- The Washington Times - Saturday, October 17, 2009

The Obama administration on Friday tapped a Wall Street executive to lead the Securities and Exchange Commission’s charge against investor fraud in the wake of the Bernie Madoff scandal as it pushed anew for a regulatory overhaul to protect Americans from financial sector shenanigans.

The SEC announced Adam Storch, vice president of Goldman Sachs’ Business Intelligence Group, is assuming the new position of managing executive of the its enforcement division, created earlier this year.

The move is part of the administration’s revamping of the SEC - the government’s primary watchdog of the markets - after it received widespread criticism for failing to deter fraud cases, particularly the $50 billion Ponzi scheme that devastated thousands of investors and got Madoff a 150-year prison sentence.

Mr. Storch is charged with helping the restructured division detect earlier and more often the patterns, links, trends and motives connected to fraud and wrongdoing.

“He will help to make us more efficient and nimble and permit us to put more of our investigators on the front lines to detect and stop fraud,” said division Director Robert Khuzami.

But not all in Washington were pleased with the administration’s decision to dip into Wall Street ranks for a new SEC enforcer.

“SEC names Goldman Sachs exec to enforcement post - you can’t make it up,” quipped Sen. John McCain, Arizona Republican, on Twitter, the popular social-networking Web site.

The announcement came as the president’s chief economic adviser, Lawrence H. Summers, visited New York and said Wall Street has a “duty” to accept regulatory reform.

“There is no financial institution that exists today that is not the direct or indirect beneficiary of trillions of dollars of taxpayer support for the financial system,” said Mr. Summers while speaking at the Buttonwood Gathering, a two-day event sponsored by the Economist magazine.

Central among the administration’s goals is the creation of a Consumer Financial Protection Agency, which the White House says would offer the public greater protections for such financial products as mortgages, credit cards and loans by establishing simpler and more transparent rules.

The financial services sector, which strongly opposes much of the administration’s proposed regulatory changes, mostly refrained from criticizing Mr. Summers’ message.

But, behind the scenes, the financial sector has pushed back hard against the administration’s planned reforms, arguing that tighter controls and more regulations would stifle investments and innovation in the financial world and possibly slow down the flow of capital - a scenario that prolonged the recent economic crisis.

National banks, credit card companies and other financial institutions have expressed particular disdain for the proposed consumer protection agency, saying it would add a harmful bureaucratic layer that would take a “one size fits all” approach to regulation.
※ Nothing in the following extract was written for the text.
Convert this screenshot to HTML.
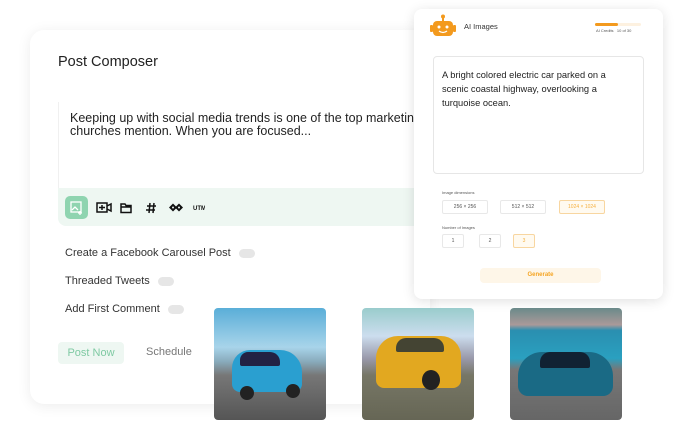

“They want to put all these consumer responsibilities in this one regulator, and that ends up corrupting both the consumer protection effort and the [government’s] safety and soundness responsibility,” said Wayne A. Abernathy, the American Bankers Association’s executive vice president for financial institutions policy and regulatory affairs.

“By pulling that out and creating a brand new regulator, you’re actually creating opportunities for problems.”

The U.S. Chamber of Commerce is spending more than a million dollars to oppose the agency and the “unprecedented powers” it would usher in.

The chamber and more than a dozen other trade and business groups sent a joint letter this week to House Financial Services Committee Chairman Barney Frank, Massachusetts Democrat, opposing the agency, saying it would have “significant and harmful unintended consequences for consumers, businesses and the overall economy.”

Mr. Frank’s committee in the coming weeks is expected to vote on whether or not to create the agency.

“Clearly, all parties have a role to play, but reform and modernization has to be accomplished with the realization firmly in mind that an effective, innovative and competitive financial sector is essential to economic recovery, growth, and job creation,” said Erica Hurtt, a spokeswoman with the Financial Services Forum, a trade group that represents the country’s largest banks and insurers.